EL ROMANCE DE CLINT EASTWOOD EN UN RODAJE QUE CASÍ ACABA EN TRAGEDIA.
Clint Eastwood nunca ha ocultado que hubo un momento en su carrera en el que aceptaba casi cualquier desafío. Años después lo resumiría con una sinceridad desarmante: estaba “lo suficientemente loco como para intentar cualquier cosa”. Esa mentalidad abierta, casi temeraria, le llevó a participar en proyectos que hoy parecen desajustes dentro de su filmografía, experimentos que no siempre encajaban con el mito que estaba empezando a construirse.
Uno de esos desvíos fue La leyenda de la ciudad sin nombre, un western de 1969 que se alejaba del polvo y la épica tradicional para abrazar la comedia y, de forma todavía más desconcertante, el musical. Eastwood compartía pantalla con Lee Marvin y Jean Seberg, pero desde el principio tuvo la sensación de estar pisando terreno inestable. El guion no terminaba de convencerle y aquella mezcla de géneros le resultaba incómoda, casi antinatural. Aun así, decidió seguir adelante, empujado por la curiosidad y por ese impulso de no cerrarse puertas.
La parte musical era, para él, el mayor escollo. Aunque la música siempre había estado presente en su vida —su padre había sido cantante—, nunca se sintió a gusto cantando ante una cámara. No se veía a sí mismo como intérprete vocal ni quería que esa faceta contaminara la imagen que estaba forjando como actor. Insistía en que aquello no era realmente cantar, pero la sola idea de verse entonando canciones en un western le producía rechazo.

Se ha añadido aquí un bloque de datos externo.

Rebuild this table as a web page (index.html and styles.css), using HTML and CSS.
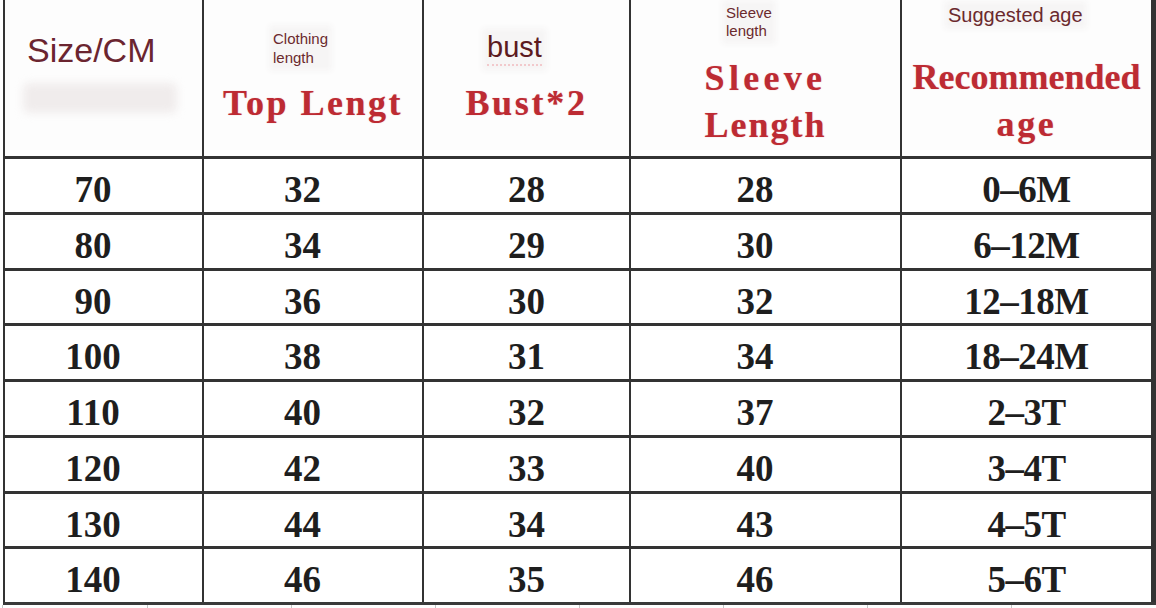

Sin embargo, lo más incómodo no sucedió frente al objetivo. El episodio que marcaría aquel rodaje llegó desde fuera, cuando la realidad decidió imitar al género que estaban filmando. Romain Gary, marido de Jean Seberg y escritor consagrado, apareció inesperadamente en el set tras descubrir que su esposa mantenía una relación con su compañero de reparto. La diferencia de edad —Gary era 24 años mayor— y la crisis que atravesaba el matrimonio añadían tensión a una situación ya de por sí explosiva.
El gesto fue tan teatral como perturbador: Gary retó a Eastwood a un duelo, como si el western se hubiera desbordado y hubiera invadido la vida real. Se aseguró, además, de que el incidente no pasara desapercibido, consciente de que la prensa amplificaría cada detalle. Eastwood, casado en ese momento pero acostumbrado a relaciones abiertas, no vivió el conflicto con la misma intensidad emocional. Para él, la decisión fue sencilla: no entrar en el juego. Rechazó el desafío y se marchó sin explicaciones. Poco después, Gary anunció su intención de divorciarse, cerrando públicamente el episodio.
Años más tarde, Karina Longworth rescataría esta historia en su podcast You Must Remember This, aportando un detalle revelador: tras la marcha de Gary, Seberg llamó a su publicista para confesar que estaba profundamente enamorada de Eastwood y que necesitaba ayuda para anunciar su divorcio. Pero esa ilusión no encontró eco. Cuando el rodaje se trasladó de nuevo a los estudios de Paramount, algo se había roto.
Eastwood optó por la distancia. Trató a Seberg como si nada hubiera ocurrido entre ellos, levantando un muro de frialdad que la actriz no supo comprender. Según relató Jerry Pam, agente de ambos, en la biografía Played Out: The Jean Seberg Story, aquel cambio fue devastador para ella. Vulnerable y emocionalmente frágil, Seberg quedó profundamente afectada por una indiferencia que contrastaba con la intensidad de lo vivido.
Así, lo que comenzó como un experimento cinematográfico terminó convertido en uno de los recuerdos más incómodos de la carrera de Clint Eastwood: una película que nunca terminó de creer, unas canciones que nunca quiso cantar y un duelo que, por suerte, decidió no librar.

Es que debería ser muy difícil resistirse a los encantos de esta actriz.